On the other hand, a transfer method for depositing CNTs in the shape of film is described, for example, in Science, Vol. 268 (1995), P. 845, and in Science, Vol. 270 (1995), P. 1179. In this transfer method, a CNT slurry having CNTs scattered in the solution is filtered with a ceramic filter having a pore size of 0.2 μm, and then the reverse side of a film of CNTs remaining on the filter is pressed onto a substrate, only the filter being stripped away thereafter. This allows a thin film containing CNTs to be formed on the substrate.
To apply the CNT film formed as described above to a display, the CNT film is used for the cathode (emitter) serving as an electron source. In a diode structure with an anode electrode and a phosphor disposed in close proximity thereto, as described in Appl. Phys. Letters, Volume 72, p. 2912, 1998, for example, a voltage of 300V is applied between the anode electrode and the emitter which oppose each other, and the electrons emitted from the emitter hit and excite the phosphor on the anode electrode side to emit light, thereby allowing characters or the like to appear on the display.
By way of example, a FED of a triode structure is shown in FIG. 28A. In the triode structure, an emitter 112b using CNTs is employed as a field emission cold cathode, with a gate electrode 125 disposed between the emitter 112b and an anode electrode 124. A conductive substrate or a conductive layer 111 is formed on a glass substrate 110, a CNT film 112 is deposited on the conductive layer 111, and the gate electrode 125 is formed on the CNT film 112 via an insulating film 23.
Furthermore, a gate opening 117 penetrating the gate electrode 125 and the insulating film 123 allows a portion of the CNT film 112 to be exposed, thereby forming the emitter 112b. The anode electrode 124 is disposed above and spaced a predetermined distance from the glass substrate 110 containing such as the CNT film 112 and the gate electrode 125, with the space therebetween being maintained under vacuum. In such a triode structure, a negative potential is applied to the CNT film 112 while positive potentials are applied to the anode electrode 124 and the gate electrode 125, respectively, thereby making it possible to emit electrons from the emitter 112b exposed within the gate opening 117 toward the anode electrode 124.
To fabricate a flat image display device such as FEDs using the aforementioned triode structure, an insulating film is formed on a CNT film and an opening is then formed in the insulating film using an etching solution or an etching gas or the like, wherein those CNTs that stand upright near the surface of the CNT film may disappear due to the influence of the etching solution or the etching gas, thereby impairing excellent characteristics of electric field concentration.

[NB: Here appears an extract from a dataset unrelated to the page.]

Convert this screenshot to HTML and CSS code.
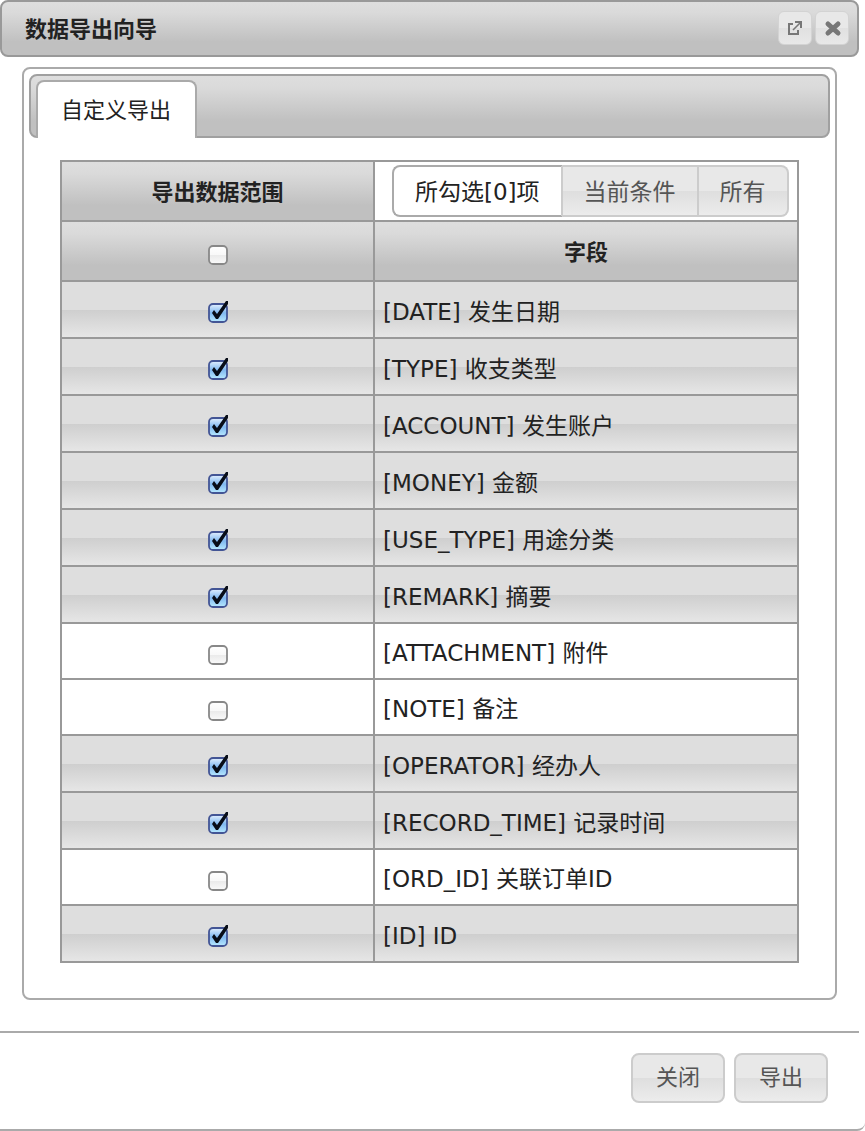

A CNT film fabricated according to a prior art fabrication method is shown in FIG. 28B. In this fabrication method, a liquid mixture having CNTs 112a scattered in a binder solution is coated onto the conductive layer 111 on the surface of the substrate 110, and the CNT film 112 is formed while the adhesion between the substrate 110 side and the CNTs 112a is being enhanced. With this method, for example, most CNTs 112a on the CNT film surface lie down toward the substrate surface due to the viscosity and the surface tension of the binder solution or are buried in the binder, thereby impairing their upright states and making it extremely difficult to implement uniform emission characteristics at low voltages.
The binder is often composed mainly of an insulating material such as resist, water glass, and acrylic resin. When the surface of the CNT film 112 is coated with this insulating material, the surface barrier of electrons is substantially increased upon emission of the electrons, thereby significantly reducing the emission efficiency. This may enhance the adhesive strength between the substrate 110 and the CNT film 112; however, an emitter having CNTs 112a not aligned upright cannot make full use of the advantage of being provided with the CNT film.